Bu dönemde bebekler annelerinden ayrı kalırlarsa tedirgin, huzursuz olurlar,  ağlarlar, uyku düzenleri bozulur. Ayrılık bir-iki ayı geçerse bebek çevreye karşı ilgisizleşir, durgunlaşır. 3-5 aydan uzun sürerse bebeğin kendini toparlaması çok zor olur.

Annesini kaybeden bebek daha az ağlar, çevreye karşı tepkisizleşir, ilgi ve uyarılara geç tepki verir, sık hastalanır. Hem ruhsal hem de fiziksel gelişim basamaklarında gecikmeler olur. İnsanlara sokulmayan, kolayca arkadaşlık kuramayan, soğuk biri olablirler. Annenin öz veya üvey olması önemli değildir, önemli olan sevecen, ilgi ve bakım veren bir kişinin olmasıdır.

ÖZERKLİK  DÖNEMİ (1-3 yaş): “Ne olacaksam oyum”
Çocuk güçsüz, edilgen, bağımlı konumundan araştırmacı, bağımsız, gezginci, başına buyruk, tutturan, öfkeli, inatçı konuma geçer. Bu dönemde anne-babanın sınır koymaya başladığı dönemdir. Bu nedenle de çocuk ile ailesi arasında savaş başlar. Çocuk bir yandan halen annesine bağımlıyken bir yandan da başına buyruk davranmak ister, dediğim dediktir, karşıt duygular arasında gidip gelir. Yemeğini kendi yeme, tuvaletini tutup tutmama, yatma ve uyuma gibi davranışlarda çocuk ailesiyle çekişmeye başlar.

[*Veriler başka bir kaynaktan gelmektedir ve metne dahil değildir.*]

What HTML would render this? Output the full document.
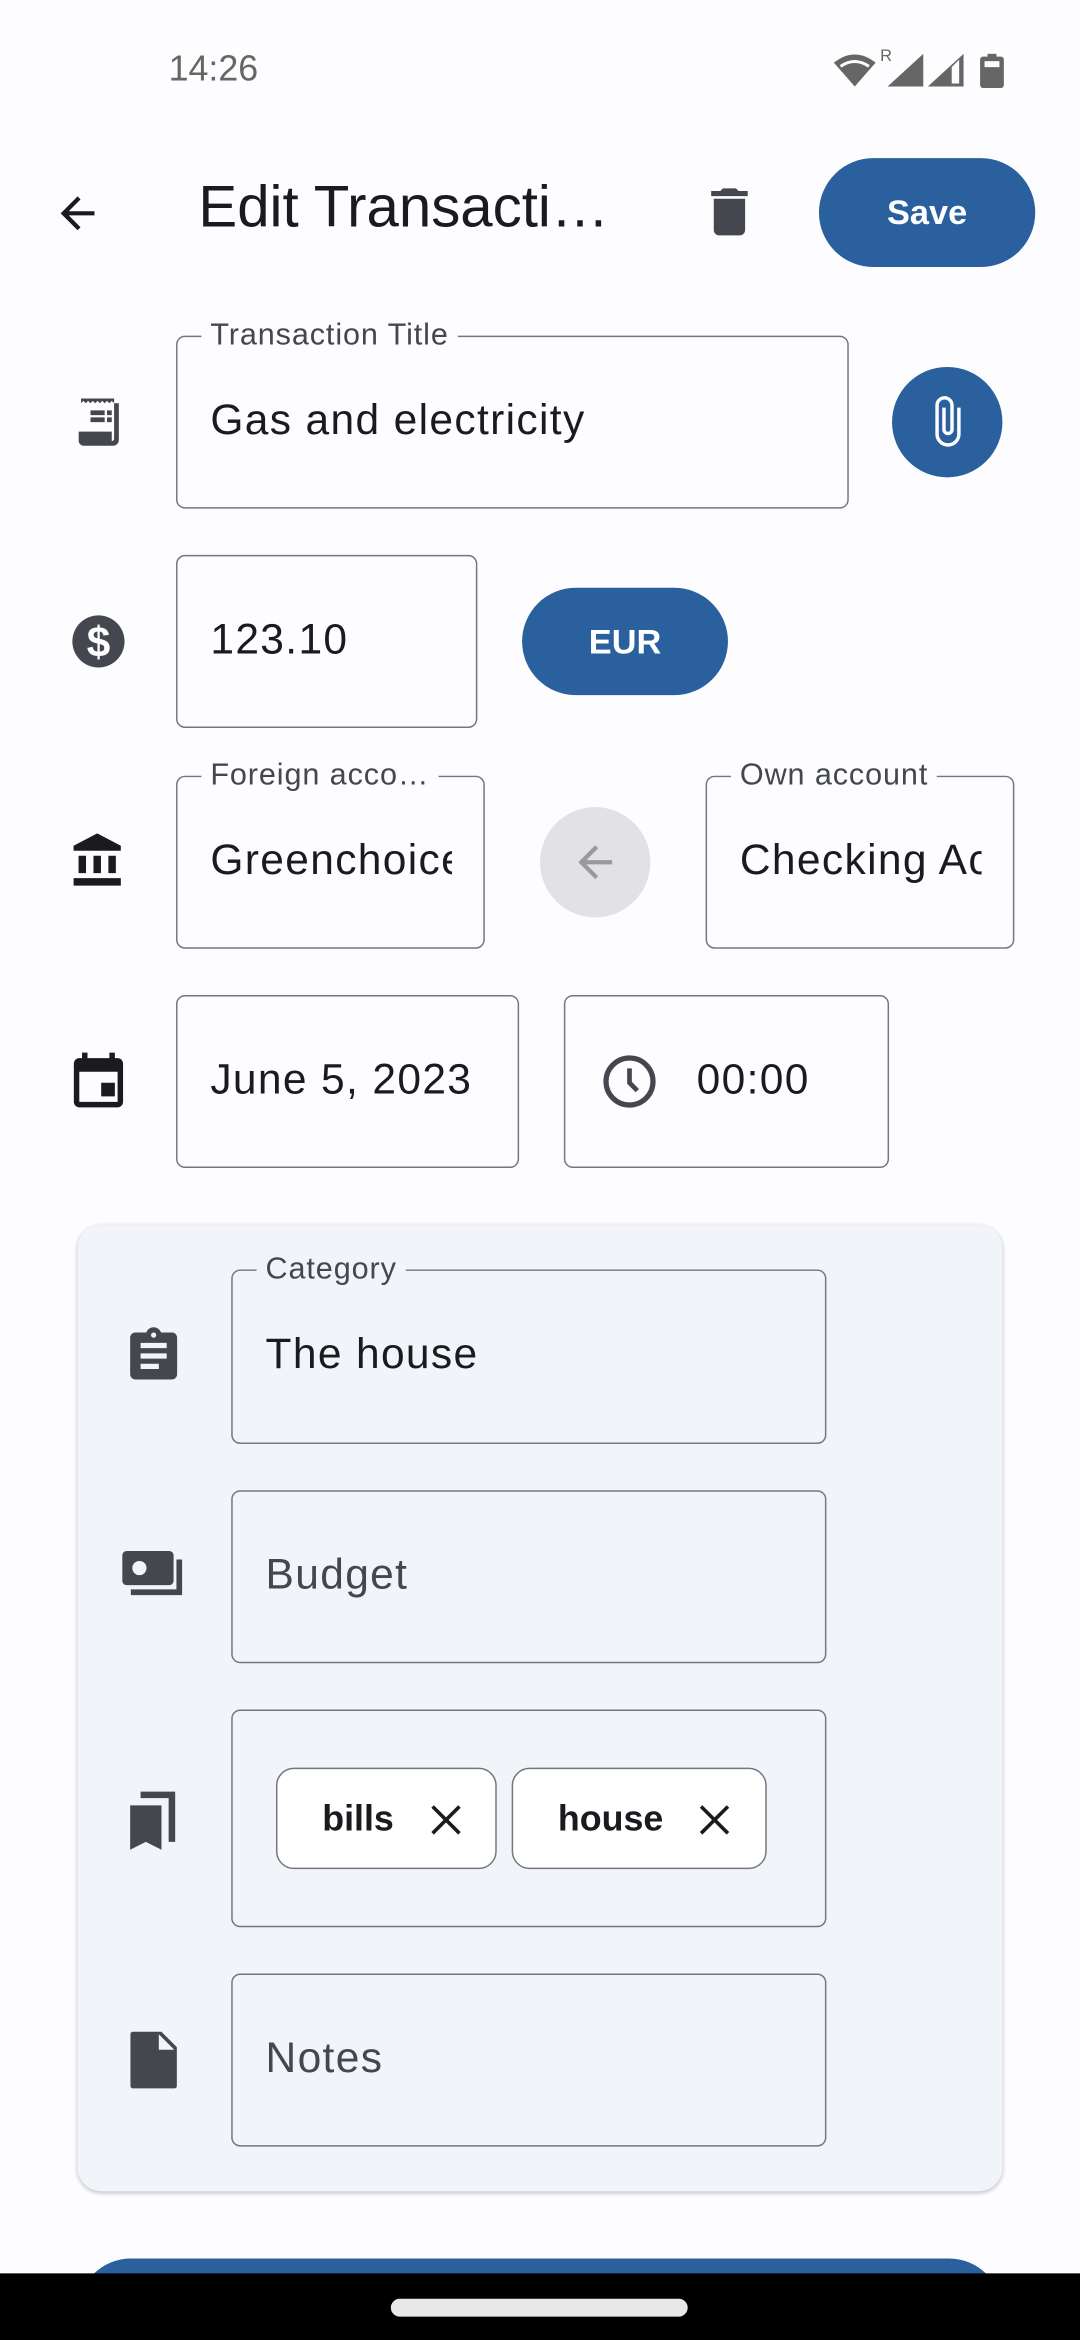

Bu dönemde çocuğa sınır konulmazsa ileride sınır tanımayan, bencil, saldırgan ve her ne pahasına olursa olsun istediğini elde etmeye çalışan bir erişkin olur. Tam tersine çok baskı uygulanırsa, çocuk doğal eğilimlerini bastırır ve ailesinin isteklerine boyun eğer. Aşırı duygusal, boyun eğen, edilgen, dirençli, kendine güvensiz, mızmız, onay bekleyen aşırı titiz bir yetişkin olur.

Çocukların en az paylaşımcı olduğu dönemlerden biri de bu dönemdir. Herşeye “Benim” der, hiçbir şeylerini paylaşmak, vermek istemezler. O yüzden de diğer yaşıtlarıyla pek anlaşamazlar. Ebeveynler bu durumdan çok kaygı duyarlar, ancak bu durum geçicidir. Üçüncü yaşlardan itibaren çocuklar yaşıtlarıyla dah çok oynar, paylaşmayı öğrenir.
Unutulmamalı ki; çocukların en zor dönemlerinden biri bu dönem, diğeri ise ergenlik dönemidir. Bu yaşlarda çocuklar, inatçı, tutturan, karıştırıcı, hareketli, çelişik davranan biridirler. Ve elbette ki, bunlar da üç yaşın tamamlanmasıyla beraber azalarak kaybolacaktır.

Anne-babalara bu dönemi çocuğun sağlıklı tamamlayabilmesi için çok iş düşer:

• Soğukkanlı, dikkatli olmalılar, her türlü kazaya karşı önlem almalılar,
• Çocukla gereksiz- kaybedecekleri savaşlara, çekişmelere girmemeliler,
• Tutturduğunda, inatlaştığında sık sık hayır demek yerine çocuğun dikkatini daha ilginç, daha fazla sevebileceği bir alana çekmeye çalışmalılar,
• Çocuğu korkutmamaya, ceza vermemeye, yıldırmamaya çalışmalılar,
• Her istediğini yapmamalılar,
• İnadını kırmaya çalışmamalılar,
• Kendi kendine iş yapmasına destek olmaya çalışmalılar, destek olmalılar,
• Çocuğun öfkesini oyun yoluyla dışarı atmasına yardımcı olmalılar.